DIRECTION
Lines containing the string "screenshot" are to be counted. Write only how many there are.

RAW RECORDS
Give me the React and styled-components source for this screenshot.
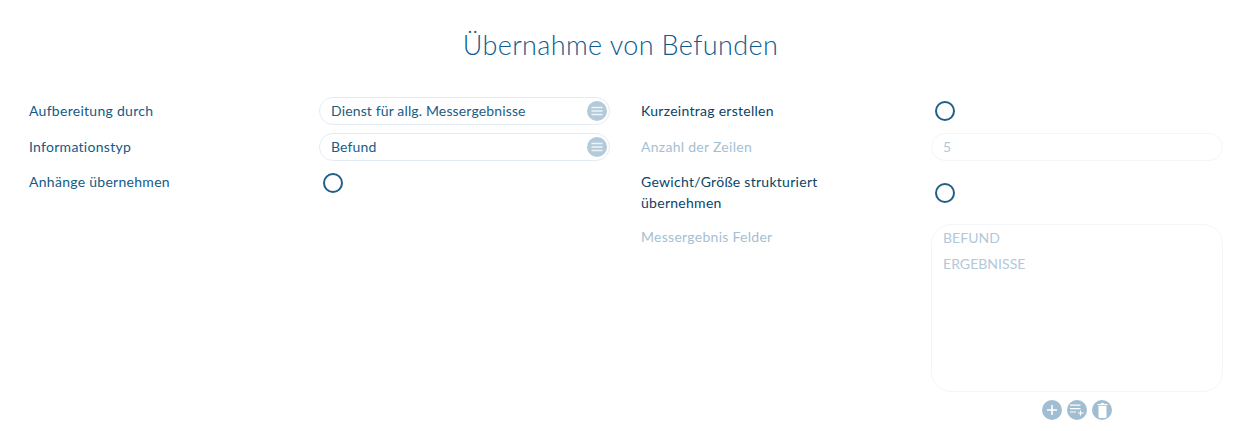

* * *

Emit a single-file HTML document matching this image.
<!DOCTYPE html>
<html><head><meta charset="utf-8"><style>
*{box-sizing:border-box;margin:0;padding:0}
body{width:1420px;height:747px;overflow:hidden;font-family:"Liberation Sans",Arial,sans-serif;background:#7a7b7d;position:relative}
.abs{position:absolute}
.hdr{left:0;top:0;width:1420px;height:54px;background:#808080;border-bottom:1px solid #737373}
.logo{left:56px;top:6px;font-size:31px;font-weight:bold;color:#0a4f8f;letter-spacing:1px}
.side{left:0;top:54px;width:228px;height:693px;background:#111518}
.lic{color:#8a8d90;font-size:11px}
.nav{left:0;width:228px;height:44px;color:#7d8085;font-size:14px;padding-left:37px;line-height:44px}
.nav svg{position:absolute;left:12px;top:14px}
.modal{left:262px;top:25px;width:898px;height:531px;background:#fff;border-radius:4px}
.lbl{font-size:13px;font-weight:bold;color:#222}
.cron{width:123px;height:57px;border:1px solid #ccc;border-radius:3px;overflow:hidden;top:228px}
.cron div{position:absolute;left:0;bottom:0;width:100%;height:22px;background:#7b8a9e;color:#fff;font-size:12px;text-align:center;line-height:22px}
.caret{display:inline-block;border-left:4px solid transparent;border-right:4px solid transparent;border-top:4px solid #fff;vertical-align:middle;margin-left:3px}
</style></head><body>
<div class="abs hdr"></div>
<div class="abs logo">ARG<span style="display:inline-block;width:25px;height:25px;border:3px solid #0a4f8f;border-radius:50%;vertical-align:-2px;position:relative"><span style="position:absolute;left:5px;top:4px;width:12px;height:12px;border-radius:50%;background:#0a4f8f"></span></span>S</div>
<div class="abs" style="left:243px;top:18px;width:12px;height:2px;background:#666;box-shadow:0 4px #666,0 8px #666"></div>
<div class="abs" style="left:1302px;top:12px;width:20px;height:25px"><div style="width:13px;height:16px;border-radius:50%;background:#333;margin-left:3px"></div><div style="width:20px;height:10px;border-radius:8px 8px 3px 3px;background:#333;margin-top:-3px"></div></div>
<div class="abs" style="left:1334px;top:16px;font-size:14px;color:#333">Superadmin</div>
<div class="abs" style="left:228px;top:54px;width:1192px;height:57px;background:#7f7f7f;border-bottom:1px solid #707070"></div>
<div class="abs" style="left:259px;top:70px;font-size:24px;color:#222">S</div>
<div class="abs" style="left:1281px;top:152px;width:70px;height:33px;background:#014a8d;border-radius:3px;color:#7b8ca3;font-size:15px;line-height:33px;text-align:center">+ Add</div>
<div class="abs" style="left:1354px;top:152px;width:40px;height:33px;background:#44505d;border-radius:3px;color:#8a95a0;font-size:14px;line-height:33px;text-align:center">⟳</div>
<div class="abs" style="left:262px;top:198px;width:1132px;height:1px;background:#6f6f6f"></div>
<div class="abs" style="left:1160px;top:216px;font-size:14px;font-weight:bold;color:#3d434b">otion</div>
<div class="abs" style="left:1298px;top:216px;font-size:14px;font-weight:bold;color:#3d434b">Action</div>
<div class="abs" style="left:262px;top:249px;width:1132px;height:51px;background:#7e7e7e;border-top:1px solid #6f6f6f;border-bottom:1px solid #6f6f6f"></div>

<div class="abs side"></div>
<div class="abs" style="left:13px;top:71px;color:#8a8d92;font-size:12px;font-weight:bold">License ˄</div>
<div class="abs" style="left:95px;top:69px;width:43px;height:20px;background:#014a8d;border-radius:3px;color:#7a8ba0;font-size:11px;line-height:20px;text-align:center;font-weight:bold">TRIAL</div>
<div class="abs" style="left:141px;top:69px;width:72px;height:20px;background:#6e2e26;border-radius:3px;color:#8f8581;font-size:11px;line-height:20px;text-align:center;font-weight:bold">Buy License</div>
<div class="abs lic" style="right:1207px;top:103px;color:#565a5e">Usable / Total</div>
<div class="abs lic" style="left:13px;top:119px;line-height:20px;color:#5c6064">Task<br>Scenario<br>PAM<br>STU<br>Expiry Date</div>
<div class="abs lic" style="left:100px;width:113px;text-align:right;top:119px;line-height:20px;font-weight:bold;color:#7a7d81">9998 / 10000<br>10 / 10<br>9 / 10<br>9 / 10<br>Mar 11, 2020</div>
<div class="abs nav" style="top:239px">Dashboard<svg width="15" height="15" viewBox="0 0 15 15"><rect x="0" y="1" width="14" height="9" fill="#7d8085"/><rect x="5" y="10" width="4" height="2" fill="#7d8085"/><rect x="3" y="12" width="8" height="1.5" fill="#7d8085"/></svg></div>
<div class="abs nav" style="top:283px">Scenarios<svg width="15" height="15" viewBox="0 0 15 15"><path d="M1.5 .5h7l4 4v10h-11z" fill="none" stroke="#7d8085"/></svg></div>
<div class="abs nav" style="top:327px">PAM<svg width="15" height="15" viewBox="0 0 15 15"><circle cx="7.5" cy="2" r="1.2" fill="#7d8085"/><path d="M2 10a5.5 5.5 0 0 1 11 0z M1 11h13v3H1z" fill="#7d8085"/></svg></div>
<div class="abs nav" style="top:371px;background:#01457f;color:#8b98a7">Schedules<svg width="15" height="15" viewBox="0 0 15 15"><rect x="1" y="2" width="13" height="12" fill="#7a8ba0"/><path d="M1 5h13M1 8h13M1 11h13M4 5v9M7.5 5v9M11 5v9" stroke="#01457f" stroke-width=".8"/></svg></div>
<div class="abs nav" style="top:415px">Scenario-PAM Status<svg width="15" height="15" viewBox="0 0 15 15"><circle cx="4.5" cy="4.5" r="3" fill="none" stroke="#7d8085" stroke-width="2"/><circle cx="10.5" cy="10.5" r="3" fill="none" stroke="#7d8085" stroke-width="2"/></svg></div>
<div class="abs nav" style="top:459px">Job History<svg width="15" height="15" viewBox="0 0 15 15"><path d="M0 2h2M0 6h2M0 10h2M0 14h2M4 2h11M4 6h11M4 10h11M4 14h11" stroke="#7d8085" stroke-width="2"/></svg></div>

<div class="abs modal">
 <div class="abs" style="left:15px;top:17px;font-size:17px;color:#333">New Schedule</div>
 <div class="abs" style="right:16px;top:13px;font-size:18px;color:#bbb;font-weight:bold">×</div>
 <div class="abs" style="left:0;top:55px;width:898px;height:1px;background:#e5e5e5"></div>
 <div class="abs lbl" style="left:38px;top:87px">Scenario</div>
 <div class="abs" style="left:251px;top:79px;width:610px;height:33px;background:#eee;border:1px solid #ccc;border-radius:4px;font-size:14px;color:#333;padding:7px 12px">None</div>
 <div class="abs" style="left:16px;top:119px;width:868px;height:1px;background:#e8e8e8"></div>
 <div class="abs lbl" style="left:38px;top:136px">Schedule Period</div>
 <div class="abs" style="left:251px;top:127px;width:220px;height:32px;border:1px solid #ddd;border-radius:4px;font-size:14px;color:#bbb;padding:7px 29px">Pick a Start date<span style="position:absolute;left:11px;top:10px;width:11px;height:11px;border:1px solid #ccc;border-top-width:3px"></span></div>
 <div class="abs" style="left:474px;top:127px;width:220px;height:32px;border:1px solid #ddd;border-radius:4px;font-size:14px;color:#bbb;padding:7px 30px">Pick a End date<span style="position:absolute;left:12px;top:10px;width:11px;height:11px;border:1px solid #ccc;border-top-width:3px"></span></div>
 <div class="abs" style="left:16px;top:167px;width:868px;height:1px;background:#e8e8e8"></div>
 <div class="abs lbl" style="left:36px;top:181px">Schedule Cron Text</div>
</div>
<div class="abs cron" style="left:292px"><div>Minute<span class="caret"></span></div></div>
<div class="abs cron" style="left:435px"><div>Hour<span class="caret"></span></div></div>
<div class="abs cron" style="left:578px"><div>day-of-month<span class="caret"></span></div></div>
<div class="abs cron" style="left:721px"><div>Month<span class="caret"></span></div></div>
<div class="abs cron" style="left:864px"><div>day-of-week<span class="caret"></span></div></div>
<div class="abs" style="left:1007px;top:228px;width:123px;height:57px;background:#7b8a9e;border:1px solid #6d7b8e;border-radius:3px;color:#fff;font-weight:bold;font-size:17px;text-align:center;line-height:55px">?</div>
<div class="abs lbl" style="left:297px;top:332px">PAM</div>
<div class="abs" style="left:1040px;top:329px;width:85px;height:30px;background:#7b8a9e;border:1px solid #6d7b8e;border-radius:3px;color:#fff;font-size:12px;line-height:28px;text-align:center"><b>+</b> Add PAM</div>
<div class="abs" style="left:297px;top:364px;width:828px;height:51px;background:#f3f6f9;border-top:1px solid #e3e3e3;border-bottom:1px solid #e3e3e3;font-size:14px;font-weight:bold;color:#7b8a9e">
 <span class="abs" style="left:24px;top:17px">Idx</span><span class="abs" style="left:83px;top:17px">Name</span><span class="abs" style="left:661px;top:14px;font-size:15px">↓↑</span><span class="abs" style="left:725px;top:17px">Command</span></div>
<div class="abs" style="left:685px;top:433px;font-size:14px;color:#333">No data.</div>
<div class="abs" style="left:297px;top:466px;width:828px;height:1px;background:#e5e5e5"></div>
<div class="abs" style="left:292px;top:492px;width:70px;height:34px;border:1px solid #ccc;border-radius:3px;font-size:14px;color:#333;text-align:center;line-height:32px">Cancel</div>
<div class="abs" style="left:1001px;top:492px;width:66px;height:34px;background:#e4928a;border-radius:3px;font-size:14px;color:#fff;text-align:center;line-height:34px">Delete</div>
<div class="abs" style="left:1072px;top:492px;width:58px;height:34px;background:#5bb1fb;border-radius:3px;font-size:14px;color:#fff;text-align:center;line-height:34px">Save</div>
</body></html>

---

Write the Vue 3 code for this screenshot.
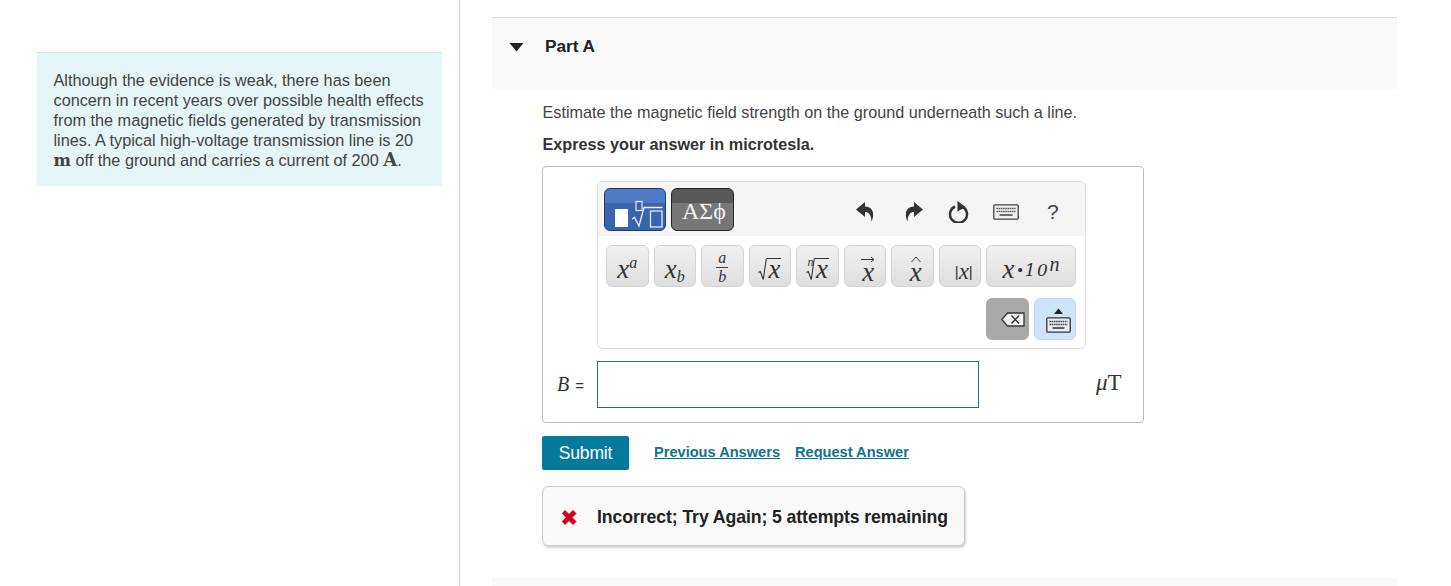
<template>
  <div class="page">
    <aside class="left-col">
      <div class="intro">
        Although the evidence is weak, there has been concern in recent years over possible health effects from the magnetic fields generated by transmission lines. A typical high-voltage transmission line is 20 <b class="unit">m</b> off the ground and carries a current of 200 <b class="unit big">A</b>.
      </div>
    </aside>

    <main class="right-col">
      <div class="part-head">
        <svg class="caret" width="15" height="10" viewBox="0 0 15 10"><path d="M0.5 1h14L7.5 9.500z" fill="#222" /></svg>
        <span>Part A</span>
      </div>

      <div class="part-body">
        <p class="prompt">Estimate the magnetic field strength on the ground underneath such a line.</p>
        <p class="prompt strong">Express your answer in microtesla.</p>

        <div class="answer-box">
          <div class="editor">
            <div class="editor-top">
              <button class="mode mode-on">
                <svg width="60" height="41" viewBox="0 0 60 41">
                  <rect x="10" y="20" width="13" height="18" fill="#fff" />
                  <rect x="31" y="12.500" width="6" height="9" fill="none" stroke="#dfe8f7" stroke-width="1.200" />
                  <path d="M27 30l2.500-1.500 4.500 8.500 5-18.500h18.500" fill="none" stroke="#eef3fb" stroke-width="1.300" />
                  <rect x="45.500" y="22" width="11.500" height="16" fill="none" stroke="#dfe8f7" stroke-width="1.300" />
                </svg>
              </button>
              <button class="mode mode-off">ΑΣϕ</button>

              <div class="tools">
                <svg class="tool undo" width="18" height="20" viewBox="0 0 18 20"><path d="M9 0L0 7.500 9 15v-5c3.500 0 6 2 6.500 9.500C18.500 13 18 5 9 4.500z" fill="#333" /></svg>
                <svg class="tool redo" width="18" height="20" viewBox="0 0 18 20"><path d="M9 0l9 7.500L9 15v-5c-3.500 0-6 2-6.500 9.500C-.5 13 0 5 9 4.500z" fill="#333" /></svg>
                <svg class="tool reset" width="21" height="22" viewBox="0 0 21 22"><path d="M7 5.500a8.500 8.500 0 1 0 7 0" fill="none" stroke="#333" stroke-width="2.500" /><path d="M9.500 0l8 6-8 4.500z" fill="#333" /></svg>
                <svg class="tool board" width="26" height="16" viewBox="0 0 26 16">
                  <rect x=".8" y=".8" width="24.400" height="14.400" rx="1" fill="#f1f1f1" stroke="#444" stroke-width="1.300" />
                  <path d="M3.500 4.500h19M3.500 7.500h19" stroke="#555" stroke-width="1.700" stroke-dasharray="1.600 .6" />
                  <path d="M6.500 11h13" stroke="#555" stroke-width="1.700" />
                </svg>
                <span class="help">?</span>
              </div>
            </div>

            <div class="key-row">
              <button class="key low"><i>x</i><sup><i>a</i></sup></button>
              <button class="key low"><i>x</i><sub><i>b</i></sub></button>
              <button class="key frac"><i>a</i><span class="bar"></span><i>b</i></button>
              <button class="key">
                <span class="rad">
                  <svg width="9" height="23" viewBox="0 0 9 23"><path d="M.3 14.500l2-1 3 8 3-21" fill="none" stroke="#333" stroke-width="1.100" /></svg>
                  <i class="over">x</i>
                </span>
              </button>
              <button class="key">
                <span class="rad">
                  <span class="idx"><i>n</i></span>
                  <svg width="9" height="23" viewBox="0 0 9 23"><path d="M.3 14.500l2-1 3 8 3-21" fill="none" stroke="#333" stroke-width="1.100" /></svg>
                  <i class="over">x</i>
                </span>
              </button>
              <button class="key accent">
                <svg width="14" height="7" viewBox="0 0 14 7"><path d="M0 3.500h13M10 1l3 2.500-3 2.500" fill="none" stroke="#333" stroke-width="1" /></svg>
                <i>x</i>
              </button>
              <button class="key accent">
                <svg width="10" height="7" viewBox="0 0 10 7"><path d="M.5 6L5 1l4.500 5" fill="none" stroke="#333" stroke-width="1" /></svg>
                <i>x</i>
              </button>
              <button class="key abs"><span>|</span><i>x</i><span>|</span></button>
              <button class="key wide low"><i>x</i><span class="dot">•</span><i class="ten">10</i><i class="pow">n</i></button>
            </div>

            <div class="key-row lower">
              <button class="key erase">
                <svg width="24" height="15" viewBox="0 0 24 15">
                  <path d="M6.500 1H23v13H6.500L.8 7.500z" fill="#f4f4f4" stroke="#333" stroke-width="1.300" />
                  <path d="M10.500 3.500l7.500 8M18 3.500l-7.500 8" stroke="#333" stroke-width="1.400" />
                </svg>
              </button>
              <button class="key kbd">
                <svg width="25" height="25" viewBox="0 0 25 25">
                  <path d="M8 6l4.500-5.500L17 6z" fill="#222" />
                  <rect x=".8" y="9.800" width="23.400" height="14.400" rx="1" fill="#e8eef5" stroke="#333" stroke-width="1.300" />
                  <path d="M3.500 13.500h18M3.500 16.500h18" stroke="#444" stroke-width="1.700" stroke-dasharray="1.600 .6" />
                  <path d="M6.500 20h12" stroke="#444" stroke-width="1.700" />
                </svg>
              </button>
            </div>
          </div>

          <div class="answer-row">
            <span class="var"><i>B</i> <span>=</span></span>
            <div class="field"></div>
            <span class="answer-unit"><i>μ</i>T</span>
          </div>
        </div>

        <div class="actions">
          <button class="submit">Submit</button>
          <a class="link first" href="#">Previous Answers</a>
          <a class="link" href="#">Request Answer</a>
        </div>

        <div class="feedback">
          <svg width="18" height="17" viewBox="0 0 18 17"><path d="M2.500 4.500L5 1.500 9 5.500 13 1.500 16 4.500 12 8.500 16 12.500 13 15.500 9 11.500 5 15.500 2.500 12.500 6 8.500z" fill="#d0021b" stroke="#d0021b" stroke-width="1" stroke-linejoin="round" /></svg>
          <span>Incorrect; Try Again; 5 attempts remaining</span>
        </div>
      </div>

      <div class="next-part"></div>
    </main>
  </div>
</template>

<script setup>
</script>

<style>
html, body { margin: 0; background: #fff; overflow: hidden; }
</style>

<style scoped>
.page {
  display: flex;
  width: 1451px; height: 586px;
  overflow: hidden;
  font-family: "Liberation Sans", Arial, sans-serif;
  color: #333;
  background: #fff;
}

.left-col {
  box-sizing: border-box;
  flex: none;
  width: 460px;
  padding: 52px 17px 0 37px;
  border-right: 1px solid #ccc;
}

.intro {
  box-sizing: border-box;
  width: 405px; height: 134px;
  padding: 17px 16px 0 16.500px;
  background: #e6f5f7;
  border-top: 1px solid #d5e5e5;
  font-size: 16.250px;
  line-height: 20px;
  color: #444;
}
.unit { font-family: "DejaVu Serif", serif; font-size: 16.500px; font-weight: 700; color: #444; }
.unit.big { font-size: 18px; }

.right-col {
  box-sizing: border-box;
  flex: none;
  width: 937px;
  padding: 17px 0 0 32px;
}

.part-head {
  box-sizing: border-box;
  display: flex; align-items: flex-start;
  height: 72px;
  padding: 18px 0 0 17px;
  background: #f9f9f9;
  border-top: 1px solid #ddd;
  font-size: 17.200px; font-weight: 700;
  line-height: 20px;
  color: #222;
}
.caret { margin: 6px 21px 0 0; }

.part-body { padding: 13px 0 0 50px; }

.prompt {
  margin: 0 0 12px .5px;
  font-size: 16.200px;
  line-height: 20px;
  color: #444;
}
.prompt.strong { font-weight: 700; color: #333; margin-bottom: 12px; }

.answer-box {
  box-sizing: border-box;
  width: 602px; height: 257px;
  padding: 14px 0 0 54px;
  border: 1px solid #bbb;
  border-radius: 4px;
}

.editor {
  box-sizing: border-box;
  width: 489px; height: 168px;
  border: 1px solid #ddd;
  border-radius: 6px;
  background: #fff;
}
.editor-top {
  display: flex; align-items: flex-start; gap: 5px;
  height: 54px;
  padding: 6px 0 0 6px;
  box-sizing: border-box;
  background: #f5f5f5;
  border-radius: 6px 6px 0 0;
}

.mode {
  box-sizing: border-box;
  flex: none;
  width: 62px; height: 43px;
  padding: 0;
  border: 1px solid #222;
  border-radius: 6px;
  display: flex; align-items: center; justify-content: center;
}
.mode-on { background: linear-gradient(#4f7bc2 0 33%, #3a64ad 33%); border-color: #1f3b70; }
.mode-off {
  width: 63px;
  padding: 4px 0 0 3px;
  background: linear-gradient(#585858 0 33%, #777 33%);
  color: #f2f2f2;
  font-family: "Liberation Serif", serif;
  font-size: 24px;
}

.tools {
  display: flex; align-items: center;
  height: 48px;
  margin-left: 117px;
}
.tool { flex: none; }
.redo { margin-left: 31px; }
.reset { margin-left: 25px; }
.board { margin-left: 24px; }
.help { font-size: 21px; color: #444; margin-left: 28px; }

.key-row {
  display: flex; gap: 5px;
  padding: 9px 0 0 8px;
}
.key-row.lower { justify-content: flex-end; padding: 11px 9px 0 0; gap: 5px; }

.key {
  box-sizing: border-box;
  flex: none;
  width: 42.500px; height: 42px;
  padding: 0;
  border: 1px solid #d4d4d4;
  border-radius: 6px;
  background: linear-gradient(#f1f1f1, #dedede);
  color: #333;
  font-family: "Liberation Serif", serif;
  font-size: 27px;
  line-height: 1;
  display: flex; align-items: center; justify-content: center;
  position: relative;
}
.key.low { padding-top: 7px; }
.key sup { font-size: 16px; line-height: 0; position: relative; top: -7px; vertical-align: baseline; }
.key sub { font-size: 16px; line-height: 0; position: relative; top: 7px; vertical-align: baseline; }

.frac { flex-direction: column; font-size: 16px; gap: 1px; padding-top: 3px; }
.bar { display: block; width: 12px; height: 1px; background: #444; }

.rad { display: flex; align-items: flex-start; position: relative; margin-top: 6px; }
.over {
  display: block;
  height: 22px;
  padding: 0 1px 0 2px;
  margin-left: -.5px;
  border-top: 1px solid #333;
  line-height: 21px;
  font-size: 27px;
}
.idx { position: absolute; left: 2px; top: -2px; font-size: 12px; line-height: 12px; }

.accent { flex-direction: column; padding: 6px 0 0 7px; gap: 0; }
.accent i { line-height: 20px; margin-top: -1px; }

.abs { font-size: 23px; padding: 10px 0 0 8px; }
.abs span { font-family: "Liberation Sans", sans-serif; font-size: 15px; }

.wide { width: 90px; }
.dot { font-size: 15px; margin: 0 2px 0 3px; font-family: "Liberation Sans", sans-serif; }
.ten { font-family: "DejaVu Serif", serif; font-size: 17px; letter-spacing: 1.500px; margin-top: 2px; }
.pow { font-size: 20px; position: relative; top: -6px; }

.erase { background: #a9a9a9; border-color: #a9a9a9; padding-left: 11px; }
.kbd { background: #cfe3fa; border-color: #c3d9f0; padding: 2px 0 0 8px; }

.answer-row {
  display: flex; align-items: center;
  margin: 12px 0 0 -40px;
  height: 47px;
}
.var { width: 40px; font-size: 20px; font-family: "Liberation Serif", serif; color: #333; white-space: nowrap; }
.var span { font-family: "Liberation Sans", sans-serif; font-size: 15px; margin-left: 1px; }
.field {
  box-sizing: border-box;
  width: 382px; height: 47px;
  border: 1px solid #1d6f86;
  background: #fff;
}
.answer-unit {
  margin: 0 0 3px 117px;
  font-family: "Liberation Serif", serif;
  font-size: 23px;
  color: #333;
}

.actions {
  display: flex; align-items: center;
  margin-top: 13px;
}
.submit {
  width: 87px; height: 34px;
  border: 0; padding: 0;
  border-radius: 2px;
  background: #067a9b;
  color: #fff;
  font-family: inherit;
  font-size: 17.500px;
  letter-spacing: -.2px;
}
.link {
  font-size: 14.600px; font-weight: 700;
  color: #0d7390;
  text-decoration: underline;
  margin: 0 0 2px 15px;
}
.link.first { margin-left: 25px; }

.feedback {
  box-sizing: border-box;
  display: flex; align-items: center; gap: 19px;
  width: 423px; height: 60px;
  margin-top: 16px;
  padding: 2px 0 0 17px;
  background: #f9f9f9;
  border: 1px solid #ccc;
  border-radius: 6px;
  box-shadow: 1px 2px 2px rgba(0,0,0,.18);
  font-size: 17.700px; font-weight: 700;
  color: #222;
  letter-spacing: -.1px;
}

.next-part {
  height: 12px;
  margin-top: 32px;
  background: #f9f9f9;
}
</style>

EXERCISE RESPONSE
2